Place was nice but wifi went out for 4 hours on Saturday and the kitchen drawer pulls were sticky. Bathroom was clean otherwise. Hosts were responsive when I messaged.

The bad reply:

Hi Jenny, thanks for staying! The wifi cutting out was a Comcast outage that affected the whole neighborhood, not specific to our place. The drawer pulls are old hardware that we’ve been meaning to replace. Glad you found the bathroom clean. We’re sorry you didn’t have a 5-star experience!

This is bad because it (a) blames the wifi on Comcast (sounds like an excuse), (b) admits the drawer pulls are old without committing to fix (worse than not mentioning), (c) calls out “found the bathroom clean” which sounds passive-aggressive, and (d) ends with a vague “sorry you didn’t have a 5-star experience” that reads as wounded.

The good reply:

Thanks Jenny — and apologies for the wifi outage. It was a regional Comcast issue but that’s not on you to absorb; we’ve added a 4G backup router so future guests have a fallback. The kitchen drawer pulls are getting replaced this month. Glad the bathroom and our response time worked for you.

This works because it (a) names the specific issue without excuse, (b) commits to a fix in concrete terms, (c) acknowledges the positives without sounding sarcastic, and (d) is short. Prospective guests reading it think: this host is on top of things.

What “defensive” looks like to outside readers

Hosts often don’t realize their replies sound defensive because to the host, the reply feels like fact-correction. To outside readers, the same words read as small.

Phrases that always read defensive:

  • “As stated in the listing…”
  • “We mentioned in the welcome book…”
  • “It’s not our fault that…”
  • “Most guests don’t have this issue…”
  • “The other reviews speak for themselves…”

If your reply contains any of those, rewrite it.
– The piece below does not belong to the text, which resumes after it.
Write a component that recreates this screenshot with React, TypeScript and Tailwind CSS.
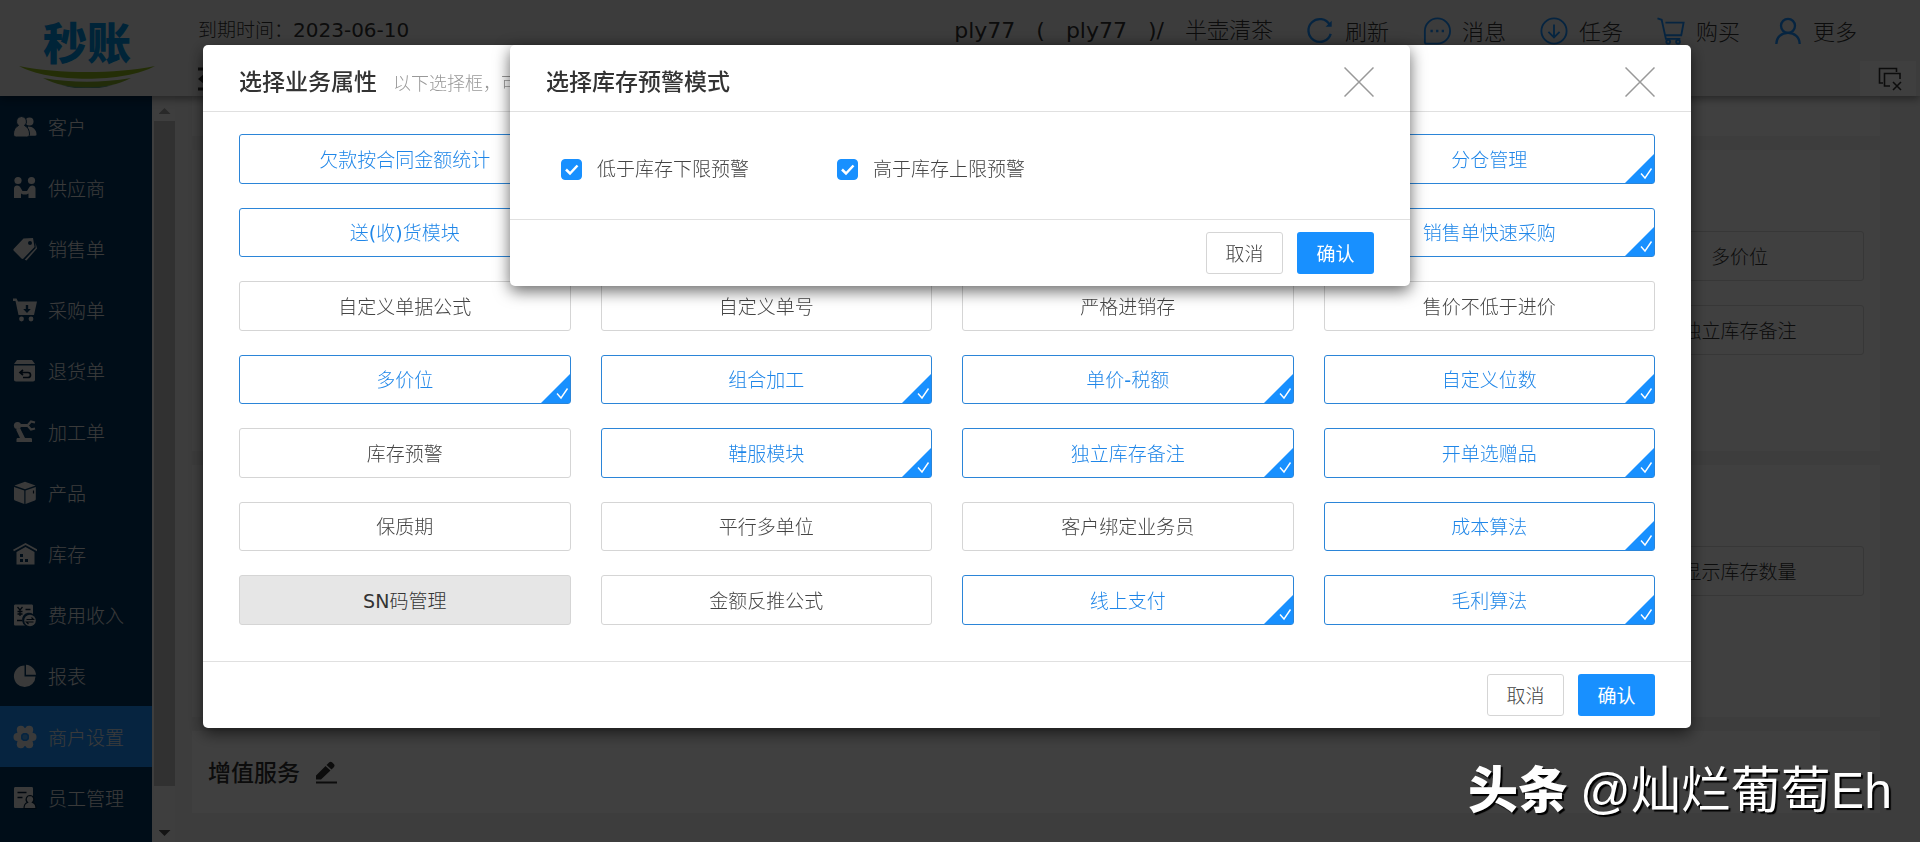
import React, { useState } from 'react';

type IconProps = { className?: string };

const UsersIcon: React.FC<IconProps> = ({ className }) => (
    <svg viewBox="0 0 24 24" fill="currentColor" className={className}>
        <circle cx="16.5" cy="6.5" r="4" />
        <path d="M15 11.500c5 0 8.500 3.500 8.500 8 0 .8-.5 1.200-1.300 1.200H15z" />
        <path d="M8.500 1.500a5 5 0 0 1 3 9c3 1.300 5 4.500 5 8.500 0 2-1 3-3 3h-10c-2 0-3-1-3-3 0-4 2-7.200 5-8.500a5 5 0 0 1 3-9z" stroke="#003560" strokeWidth="1" />
    </svg>
);

const HandshakeIcon: React.FC<IconProps> = ({ className }) => (
    <svg viewBox="0 0 24 24" fill="currentColor" className={className}>
        <circle cx="5" cy="4.500" r="3.600" />
        <circle cx="18.500" cy="4.500" r="3.600" />
        <path d="M1 22V12.500C1 10.500 2.500 9.500 4 9.500c2 0 3 1 4 3l1.500 2.500h4.500l1.500-2.500c1-2 2-3 4-3 1.500 0 3 1 3 3V22h-7v-4.500l-2 1h-3.500l-2-1V22z" />
    </svg>
);

const TagIcon: React.FC<IconProps> = ({ className }) => (
    <svg viewBox="0 0 24 24" fill="currentColor" className={className}>
        <path fillRule="evenodd" d="M10.500 1.500 20 1l1.500 9-11 11.500c-.6.600-1.300.600-2 0L.8 13.700c-.6-.6-.6-1.300 0-2zM17 4a2 2 0 1 0 0 4 2 2 0 0 0 0-4z" />
        <path d="M22.500 5.500 24 11.500 13.500 23.500l-1.800-.8L22.700 11z" />
    </svg>
);

const PurchaseIcon: React.FC<IconProps> = ({ className }) => (
    <svg viewBox="0 0 24 24" fill="currentColor" className={className}>
        <path fillRule="evenodd" d="M0 .500h3.500l1.500 3h19l-3 13.500H5.500L2.500 3H0zM12.800 7v4h-2.600l3.800 4 3.800-4h-2.600V7z" />
        <circle cx="8.500" cy="21" r="2.400" />
        <circle cx="18" cy="21" r="2.400" />
    </svg>
);

const ReturnIcon: React.FC<IconProps> = ({ className }) => (
    <svg viewBox="0 0 24 24" fill="currentColor" className={className}>
        <path d="M4 1h15l3 4H1z" />
        <path d="M1 6.500h21v14c0 1.200-.6 2-2 2H3c-1.400 0-2-.8-2-2z" />
        <path d="M10 11 7 13.500l3 2.500M7.500 13.500H15a2.500 2.500 0 0 1 0 5h-5" fill="none" stroke="#001f3a" strokeWidth="1.700" />
    </svg>
);

const RobotArmIcon: React.FC<IconProps> = ({ className }) => (
    <svg viewBox="0 0 24 24" fill="currentColor" className={className}>
        <circle cx="4.500" cy="5.500" r="3.600" />
        <path d="M8 4h6.500v3H8zM3 9.500l4-1.500 5 10h5.500c1 0 1.500.5 1.500 1.500V22H3.500v-2.500c0-1 .5-1.500 1.500-1.500h2z" />
        <path d="M22 2.500 18 1.500l-3.500 4 3.500 4 4-1" fill="none" stroke="currentColor" strokeWidth="2.200" />
    </svg>
);

const BoxIcon: React.FC<IconProps> = ({ className }) => (
    <svg viewBox="0 0 24 24" fill="currentColor" className={className}>
        <path d="M12 .800 22.500 4.500 12 8.200 1.500 4.500z" />
        <path d="M1 6l10.300 3.600V23L2 19.500c-.7-.3-1-.8-1-1.500zM22.800 6 12.500 9.600V23l9.300-3.500c.7-.3 1-.8 1-1.500z" />
        <path d="M20.500 9.500v3" stroke="#001f3a" strokeWidth="1.200" />
    </svg>
);

const WarehouseIcon: React.FC<IconProps> = ({ className }) => (
    <svg viewBox="0 0 24 24" fill="currentColor" className={className}>
        <path d="M.5 8.500 12.500 2l12 6.500" fill="none" stroke="currentColor" strokeWidth="1.800" />
        <path fillRule="evenodd" d="M3.500 10 12.500 5l9 5v12.500h-18zM7 12v3h3v-3zM7 17v3h3v-3zM12 17v3h3v-3z" />
    </svg>
);

const ExpenseIcon: React.FC<IconProps> = ({ className }) => (
    <svg viewBox="0 0 24 24" fill="currentColor" className={className}>
        <path d="M1 3c0-1 .6-1.500 1.500-1.500h16c1 0 1.500.5 1.500 1.500v8a7 7 0 0 0-8 11.500H2.500C1.600 22.500 1 22 1 21z" />
        <path d="m4.500 4 2.500 3 2.500-3M7 7v6M4.500 8.500h5M4.500 11h5M12.500 6.500h5M4 17.500h5" fill="none" stroke="#001f3a" strokeWidth="1.300" />
        <circle cx="17" cy="17.500" r="5.800" />
        <path d="M13.500 16.500h7l-2-2M20.500 19h-7l2 2" fill="none" stroke="#001f3a" strokeWidth="1.200" />
    </svg>
);

const PieIcon: React.FC<IconProps> = ({ className }) => (
    <svg viewBox="0 0 24 24" fill="currentColor" className={className}>
        <path d="M11.500 1.500v11h11A10.800 10.800 0 1 1 11.500 1.500z" />
        <path d="M13 .800c5.500.5 9.500 4.500 10 10H13z" />
    </svg>
);

const GearIcon: React.FC<IconProps> = ({ className }) => (
    <svg viewBox="0 0 24 24" fill="currentColor" className={className}>
        <circle cx="7.800" cy="4.800" r="4" />
        <circle cx="16.200" cy="4.800" r="4" />
        <circle cx="19.500" cy="12" r="4" />
        <circle cx="16.200" cy="19.200" r="4" />
        <circle cx="7.800" cy="19.200" r="4" />
        <circle cx="4.500" cy="12" r="4" />
        <circle cx="12" cy="12" r="6.500" fill="none" stroke="currentColor" strokeWidth="5" />
        <circle cx="12" cy="12" r="4" fill="#1890ff" />
        <circle cx="12" cy="12" r="2.500" opacity=".3" />
    </svg>
);

const StaffIcon: React.FC<IconProps> = ({ className }) => (
    <svg viewBox="0 0 24 24" fill="currentColor" className={className}>
        <path d="M1 2.500C1 1.500 1.500 1 2.500 1h16c1 0 1.500.5 1.500 1.500V22H2.500C1.500 22 1 21.500 1 20.500z" />
        <path d="M4.500 6.500h9M4.500 11.500h5" stroke="#001f3a" strokeWidth="1.600" />
        <path d="M17 9.500a4 4 0 0 1 2.500 7c2 .6 3.500 2.600 3.500 6H11c0-3.400 1.500-5.400 3.500-6a4 4 0 0 1 2.500-7z" stroke="#001f3a" strokeWidth="1.200" />
    </svg>
);

const lineIcon = { viewBox: '0 0 30 30', fill: 'none', stroke: 'currentColor', strokeWidth: 2 };

const RefreshIcon: React.FC<IconProps> = ({ className }) => (
    <svg {...lineIcon} strokeWidth={2.5} className={className}>
        <path d="M25.500 8.500A12.200 12.200 0 1 0 26.500 18" />
        <path d="M27.500 4v6.500h-6.500z" fill="currentColor" stroke="none" />
    </svg>
);

const MessageIcon: React.FC<IconProps> = ({ className }) => (
    <svg {...lineIcon} className={className}>
        <path d="M4 28.500h11.500A13.500 13.500 0 1 0 2 15v12c0 1 .8 1.500 2 1.500z" />
        <path d="M8 15h2.500M14 15h2.500M20 15h2.500" strokeWidth="2.500" />
    </svg>
);

const TaskIcon: React.FC<IconProps> = ({ className }) => (
    <svg {...lineIcon} className={className}>
        <circle cx="15" cy="15" r="13.500" />
        <path d="M15 8v14M9 16l6 6 6-6" />
    </svg>
);

const CartIcon: React.FC<IconProps> = ({ className }) => (
    <svg {...lineIcon} className={className}>
        <path d="M.5 1.500 5 3l4.500 20.500H25M9 6h19.500L26 19.500H9" />
        <circle cx="12" cy="26.500" r="2" />
        <circle cx="22.500" cy="26.500" r="2" />
    </svg>
);

const PersonIcon: React.FC<IconProps> = ({ className }) => (
    <svg {...lineIcon} strokeWidth={2.5} className={className}>
        <circle cx="15" cy="9.500" r="7.500" />
        <path d="M2.500 29C2.500 21.500 8 17 15 17s12.500 4.500 12.500 12" />
    </svg>
);

const MenuFoldIcon: React.FC<IconProps> = ({ className }) => (
    <svg viewBox="0 0 24 24" fill="none" stroke="currentColor" strokeWidth="3" className={className}>
        <path d="M0 2h24M10 9h14M10 15h14M0 22h24" />
        <path d="M6 7v10l-6-5z" fill="currentColor" stroke="none" />
    </svg>
);

const CloseTabsIcon: React.FC<IconProps> = ({ className }) => (
    <svg viewBox="0 0 24 24" fill="none" stroke="currentColor" strokeWidth="1.600" className={className}>
        <path d="M5 16H1.500V1.500h17V5" />
        <path d="M12 19H6.500V6.500h15.500V12M15 15l8 8M23 15l-8 8" />
    </svg>
);

const EditIcon: React.FC<IconProps> = ({ className }) => (
    <svg viewBox="0 0 24 24" fill="currentColor" className={className}>
        <path d="M2 18.500V14.500L11.500 5l5 4.500L7 18.500zM12.500 4l2.500-2.500c1-.9 2.300-.9 3.300 0l1.500 1.500c1 1 1 2.200 0 3.200L17.500 8.500zM2 20.500h21v2H2z" />
    </svg>
);

const CloseIcon: React.FC<IconProps> = ({ className }) => (
    <svg viewBox="0 0 30 30" stroke="currentColor" strokeWidth="1.500" className={className}>
        <path d="M.5.500l29 29M29.500.500l-29 29" />
    </svg>
);

const menu = [
    { label: '客户', icon: UsersIcon },
    { label: '供应商', icon: HandshakeIcon },
    { label: '销售单', icon: TagIcon },
    { label: '采购单', icon: PurchaseIcon },
    { label: '退货单', icon: ReturnIcon },
    { label: '加工单', icon: RobotArmIcon },
    { label: '产品', icon: BoxIcon },
    { label: '库存', icon: WarehouseIcon },
    { label: '费用收入', icon: ExpenseIcon },
    { label: '报表', icon: PieIcon },
    { label: '商户设置', icon: GearIcon },
    { label: '员工管理', icon: StaffIcon },
];

const actions = [
    { label: '刷新', icon: RefreshIcon },
    { label: '消息', icon: MessageIcon },
    { label: '任务', icon: TaskIcon },
    { label: '购买', icon: CartIcon },
    { label: '更多', icon: PersonIcon },
];

const options = [
    { label: '欠款按合同金额统计', on: true },
    { label: '', on: true },
    { label: '', on: true },
    { label: '分仓管理', on: true },
    { label: '送(收)货模块', on: true },
    { label: '', on: true },
    { label: '', on: true },
    { label: '销售单快速采购', on: true },
    { label: '自定义单据公式', on: false },
    { label: '自定义单号', on: false },
    { label: '严格进销存', on: false },
    { label: '售价不低于进价', on: false },
    { label: '多价位', on: true },
    { label: '组合加工', on: true },
    { label: '单价-税额', on: true },
    { label: '自定义位数', on: true },
    { label: '库存预警', on: false },
    { label: '鞋服模块', on: true },
    { label: '独立库存备注', on: true },
    { label: '开单选赠品', on: true },
    { label: '保质期', on: false },
    { label: '平行多单位', on: false },
    { label: '客户绑定业务员', on: false },
    { label: '成本算法', on: true },
    { label: 'SN码管理', on: false, disabled: true },
    { label: '金额反推公式', on: false },
    { label: '线上支付', on: true },
    { label: '毛利算法', on: true },
];

// latin runs keep the regular weight, chinese text is light
const MixedText: React.FC<{ text: string }> = ({ text }) => (
    <>
        {text.split(/([\x20-\x7e]+)/).filter(Boolean).map((part, i) => (
            <span key={i} className={/^[\x20-\x7e]/.test(part) ? 'font-normal' : ''}>{part}</span>
        ))}
    </>
);

const Header = () => (
    <header className="relative z-10 flex h-24 shrink-0 bg-[#efefef] text-[#333] shadow-[0_3px_8px_rgba(0,0,0,0.4)]">
        <div className="flex w-[174px] shrink-0 flex-col items-center pt-6">
            <span className="text-[44px] leading-[42px] font-black text-[#0090e0]">秒账</span>
            <svg viewBox="0 0 136 22" className="h-[22px] w-[136px]">
                <path d="M0 0c40 8 96 8 136 0-30 17-106 17-136 0z" fill="#8fb81f" />
                <path d="M24 12c30 5 58 5 88 0-24 13-64 13-88 0z" fill="#86b02a" />
                <path d="M42 19c18 3 34 3 52 0-16 5-36 5-52 0z" fill="#5f9a80" />
            </svg>
        </div>
        <div className="flex min-w-0 flex-1 flex-col pl-6">
            <div className="flex h-[61px] items-center">
                <p className="pb-0.5 text-[19px] whitespace-nowrap">
                    到期时间：<span className="text-[20px] font-normal">2023-06-10</span>
                </p>
                <p className="ml-auto flex gap-[21px] text-[22px] whitespace-nowrap">
                    <span className="font-normal">ply77</span>
                    <span className="font-normal">(</span>
                    <span className="font-normal">ply77</span>
                    <span className="font-normal">)/</span>
                    <span>半壶清茶</span>
                </p>
                <nav className="flex pr-[30px] pl-8">
                    {actions.map(({ label, icon: Icon }) => (
                        <button key={label} className="flex w-[117px] items-center gap-2.5">
                            <Icon className="h-7 w-[30px] text-[#1890ff]" />
                            <span className="pt-1 text-[22px] leading-7">{label}</span>
                        </button>
                    ))}
                </nav>
            </div>
            <div className="flex flex-1 items-center justify-between pr-1">
                <button aria-label="menu"><MenuFoldIcon className="h-6 w-6" /></button>
                <button aria-label="close tabs" className="flex h-full w-14 items-center justify-center bg-[#fbfbfb] pl-1">
                    <CloseTabsIcon className="h-6 w-6" />
                </button>
            </div>
        </div>
    </header>
);

const Sidebar = () => (
    <aside className="flex shrink-0">
        <nav className="w-[152px] bg-[#003560]">
            {menu.map(({ label, icon: Icon }) => (
                <a key={label} href="#" className={`flex h-[61px] items-center gap-[11px] pt-1 pl-[13px] text-[19px] text-[#e8e8e8] ${label === '商户设置' ? 'bg-[#1890ff]' : ''}`}>
                    <Icon className="mb-1 h-6 w-6 shrink-0" />
                    {label}
                </a>
            ))}
        </nav>
        <div className="flex w-[23px] flex-col items-center bg-[#f5f5f5] pt-3 pb-1.5 pl-0.5">
            <div className="h-1.5 w-3 bg-[#a3a3a3] [clip-path:polygon(50%_0,100%_100%,0_100%)]" />
            <div className="my-[7px] mb-11 w-full flex-1 bg-[#c1c1c1]" />
            <div className="h-1.5 w-3 bg-[#505050] [clip-path:polygon(0_0,100%_0,50%_100%)]" />
        </div>
    </aside>
);

const Tile: React.FC<{ children: React.ReactNode }> = ({ children }) => (
    <div className="flex h-[50px] w-[249px] items-center justify-center rounded-[3px] border border-[#d9d9d9] pt-0.5 text-[19px]">{children}</div>
);

const Content = () => (
    <main className="flex flex-1 flex-col gap-3.5 pr-10 pl-[17px] text-[#333]">
        <section className="h-10 bg-white" />
        <section className="flex h-[301px] flex-col items-end gap-6 bg-white pt-[81px] pr-4">
            <Tile>多价位</Tile>
            <Tile>独立库存备注</Tile>
        </section>
        <section className="flex h-[252px] flex-col items-end bg-white pt-[81px] pr-4">
            <Tile>显示库存数量</Tile>
        </section>
        <section className="flex h-[82px] items-center gap-3.5 bg-white pt-0.5 pl-4">
            <h3 className="text-[23px] font-medium">增值服务</h3>
            <button aria-label="edit"><EditIcon className="h-6 w-6" /></button>
        </section>
    </main>
);

const DialogHeader: React.FC<{ title: string, hint?: string }> = ({ title, hint }) => (
    <div className="flex h-[67px] items-center border-b border-[#e0e0e0] px-9 pt-2">
        <h2 className="text-[23px] leading-8 font-medium whitespace-nowrap text-[#333]">{title}</h2>
        {hint && <p className="ml-4 pt-0.5 text-[18px] whitespace-nowrap text-[#999]">{hint}</p>}
        <button aria-label="close" className="ml-auto text-[#999]"><CloseIcon className="h-[30px] w-[30px]" /></button>
    </div>
);

const DialogFooter = () => (
    <div className="flex h-[67px] items-center justify-end gap-3.5 border-t border-[#e0e0e0] px-9 text-[19px]">
        <button className="h-[42px] w-[77px] rounded-[3px] border border-[#d5d5d5] bg-white pt-0.5 text-[#444]">取消</button>
        <button className="h-[42px] w-[77px] rounded-[3px] bg-[#1890ff] pt-0.5 font-normal text-white">确认</button>
    </div>
);

const OptionButton: React.FC<{ label: string, on: boolean, disabled?: boolean, onClick: () => void }> = ({ label, on, disabled, onClick }) => {
    let tone = 'border-[#d5d5d5] text-[#444]';
    if (disabled) tone = 'border-[#d5d5d5] bg-[#e6e6e6] text-[#333]';
    if (on) tone = 'border-[#2b85d8] text-[#1f86e8]';
    return (
        <button onClick={onClick} disabled={disabled} aria-pressed={on} className={`relative rounded-[3px] border pt-0.5 text-[19px] ${tone}`}>
            <MixedText text={label} />
            {on && (
                <svg viewBox="0 0 29 29" className="absolute right-0 bottom-0 h-[29px] w-[29px]">
                    <path d="M29 0v29H0z" fill="#1890ff" />
                    <path d="m16 19.500 4 4.500 6.500-9.500" fill="none" stroke="#fff" strokeWidth="1.400" />
                </svg>
            )}
        </button>
    );
};

const WarningCheck: React.FC<{ label: string }> = ({ label }) => (
    <label className="flex w-[276px] items-center gap-[15px] text-[19px] whitespace-nowrap text-[#444]">
        <span className="relative h-[21px] w-[21px]">
            <input type="checkbox" defaultChecked className="peer block h-[21px] w-[21px] appearance-none rounded-[4px] border border-[#bbb] checked:border-[#1890ff] checked:bg-[#1890ff]" />
            <svg viewBox="0 0 21 21" className="pointer-events-none absolute inset-0 hidden h-[21px] w-[21px] peer-checked:block">
                <path d="m5 10.500 4 4 7.500-8" fill="none" stroke="#fff" strokeWidth="2.500" />
            </svg>
        </span>
        {label}
    </label>
);

const App: React.FC = () => {
    const [items, setItems] = useState(options);

    const toggle = (index: number) => setItems(items.map((item, i) => (i === index ? { ...item, on: !item.on } : item)));

    return (
        <div className="relative flex h-screen flex-col overflow-hidden bg-[#f3f3f3] font-['DejaVu_Sans','Noto_Sans_CJK_SC',sans-serif] font-light">
            <Header />
            <div className="flex min-h-0 flex-1">
                <Sidebar />
                <Content />
            </div>

            <div className="fixed inset-0 z-20 bg-black/75 pt-[45px] pr-[229px] pl-[203px]">
                <div role="dialog" className="rounded-[5px] bg-white shadow-[0_5px_16px_rgba(0,0,0,0.6)]">
                    <DialogHeader title="选择业务属性" hint="以下选择框，可" />
                    <div className="px-9 pt-[22px] pb-9">
                        <div className="grid h-[491px] auto-rows-fr grid-cols-4 gap-x-[30px] gap-y-6">
                            {items.map((item, i) => (
                                <OptionButton key={i} {...item} onClick={() => toggle(i)} />
                            ))}
                        </div>
                    </div>
                    <DialogFooter />
                </div>
            </div>

            <div className="pointer-events-none fixed inset-0 z-30 flex items-start justify-center pt-[45px]">
                <div role="dialog" className="pointer-events-auto w-[900px] rounded-[5px] bg-white shadow-[0_5px_16px_rgba(0,0,0,0.6)]">
                    <DialogHeader title="选择库存预警模式" />
                    <div className="flex h-[107px] items-center px-[51px] pt-2">
                        <WarningCheck label="低于库存下限预警" />
                        <WarningCheck label="高于库存上限预警" />
                    </div>
                    <DialogFooter />
                </div>
            </div>

            <p className="absolute right-7 bottom-4 z-40 flex gap-3 font-['Liberation_Sans','Noto_Sans_CJK_SC',sans-serif] text-[50px] leading-[70px] text-white [text-shadow:2px_2px_1px_#000]">
                <span className="font-black">头条</span>
                <span className="font-normal">@灿烂葡萄Eh</span>
            </p>
        </div>
    );
};

export default App;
What about clearly unfair reviews

Some reviews are unreasonable. The guest broke the smoke detector and blamed you, or left 1 star because the neighbor’s dog barked. The temptation is to fight back.

The pattern still applies — even more so. The 50 prospective guests can usually tell when a review is unfair. A defensive reply makes the host look bitter even when right. A measured reply makes the host look like a pro even when wronged.

For a clearly unreasonable review, the structure is:

  1. Brief, calm acknowledgment of the part of the review that’s true (if any).
  2. One clarifying fact if a fact is provably wrong and matters.
  3. No relitigation of the rest.

Example, on a review claiming “the place was filthy” when there’s photo evidence the place was clean:

Thanks for staying, [name]. We have time-stamped check-in photos from our cleaner that show the home was professionally cleaned 90 minutes before your arrival, and we’ve shared those with Airbnb. Sorry our standards didn’t meet your expectations on this stay.

That’s it. Not “you’re lying.” Not a paragraph of defense. Calm, factual, brief — and Airbnb’s escalation channel for review removal is the right venue, not the public reply.

When to ask for review removal

Airbnb will sometimes remove reviews for specific violations: extortion (“change my reservation or I’ll leave a bad review”), private dispute (review is about something off-site), policy violation (review names the wrong listing), or evidence of fraud.

If the review meets one of those criteria, request removal before writing your public reply. If they remove it, no reply needed. If they don’t, write a measured reply per the pattern above.

What Airbnb won’t remove: reviews that are simply harsh, opinionated, unfair, or factually contested. So don’t wait — write a calm public reply within 48 hours.

Stack the deck before reviews come in

Bad reviews are easier to respond to when most reviews are good. Loading the dice:

  • The 4-message cadence — guests who feel heard pre-stay are kinder in writing post-stay.
  • The welcome book — anticipating questions kills 30% of the friction that ends up in reviews.
  • The house rules phrased correctly — guests who understand the why of a rule don’t review you for “strict policies.”

Cluster context

Review responses sit at the bottom of the funnel — but feed back to the top:

  • Generating the reply = review response generator. Tone toggles for 5/4/3/2/1-star versions.
  • Pre-stay message templates that prevent the bad review = guest messages.
  • Welcome book to anticipate friction = welcome book builder.
  • Tracking review patterns over time so you know which complaints repeat — The STR Ledger review tracker.
  • Pricing impact of review score — going from 4.7 to 4.9 adds visible occupancy. Quantify with strhost.tools profit calculator.
  • Operations — when reviews surface a recurring issue (cleaner, repairs, comms), workflow lives at strops.tools.
  • Buying right — properties in markets with reasonable guest demographics have higher baseline review scores. Pre-buy analysis at strbuyers.tools.

FAQ

Should I reply to every review, including 5-stars? Yes for 4-star and below. Optional for 5-star — a brief warm reply (“Thanks [name], glad you enjoyed the [thing they mentioned]!”) is nice but not required.

How fast should I reply? Within 48 hours. After that the review moves further down the listing’s review feed and your reply has less prospective-guest impact.

Can I edit my reply later? No — Airbnb locks the review thread once both parties have written. Get the reply right the first time.

What if the guest also messaged me privately about the issue? Reply privately first, fix what you can, then write the public reply. The public reply can reference the private conversation (“we’ve already refunded the cleaning fee and adjusted our turnover process”) to show you handled it.